Dalvtor
Dalvtor

Reputation: 3286

What is the impact on not using volumes in my docker-compose?

I am new to docker, what a wonderful tool!. Following the Django tutorial, their docs provide a basic docker-compose.yml, that looks similar to the following one that I've created.

version: '3'

services:
  web:
    build: .
    container_name: web
    command: python manage.py migrate
    command: python manage.py runserver 0.0.0.0:8000
    volumes:
      - ./src:/src
    ports:
      - "8000:8000"
    depends_on:
      - postgres
  postgres:
    image: postgres:latest
    container_name: postgres
    environment:
      POSTGRES_USER: my_user
      POSTGRES_PASSWORD: my_secret_pass!
      POSTGRES_DB: my_db
    ports:
      - "5432:5432"

However, in every single docker-compose file that I see around, the following is added:

volumes:
  - ./postgres-data:/var/lib/postgresql/data

What are those volumes used for? Does it mean that if I now restart my postgres container all my data is deleted, but if I had the volumes it is not?

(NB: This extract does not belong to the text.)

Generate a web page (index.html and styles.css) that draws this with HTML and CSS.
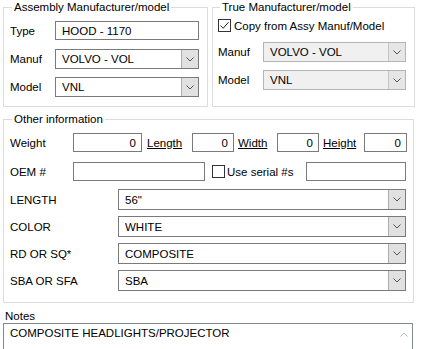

Is my docker-compose.yml ready for production?

Upvotes: 0

Views: 91

Answers (1)

gasc
gasc

Reputation: 648

What are those volumes used for?

Volumes persist data from your container to your Docker host.

This:

volumes:
  - ./postgres-data:/var/lib/postgresql/data

means that /var/lib/postgresql/data in your container will be persisted in ./postgres-data in your Docker host.

What @Dan Lowe commented is correct, if you do docker-compose down without volumes, all the data insisde your containers will be lost, but if you have volumes the directories, and files you specified will be kept in your Docker host

You can see this data in your Docker host in /var/lib/docker/volumes/<your_volume_name>/_data even after your container don't exist anymore.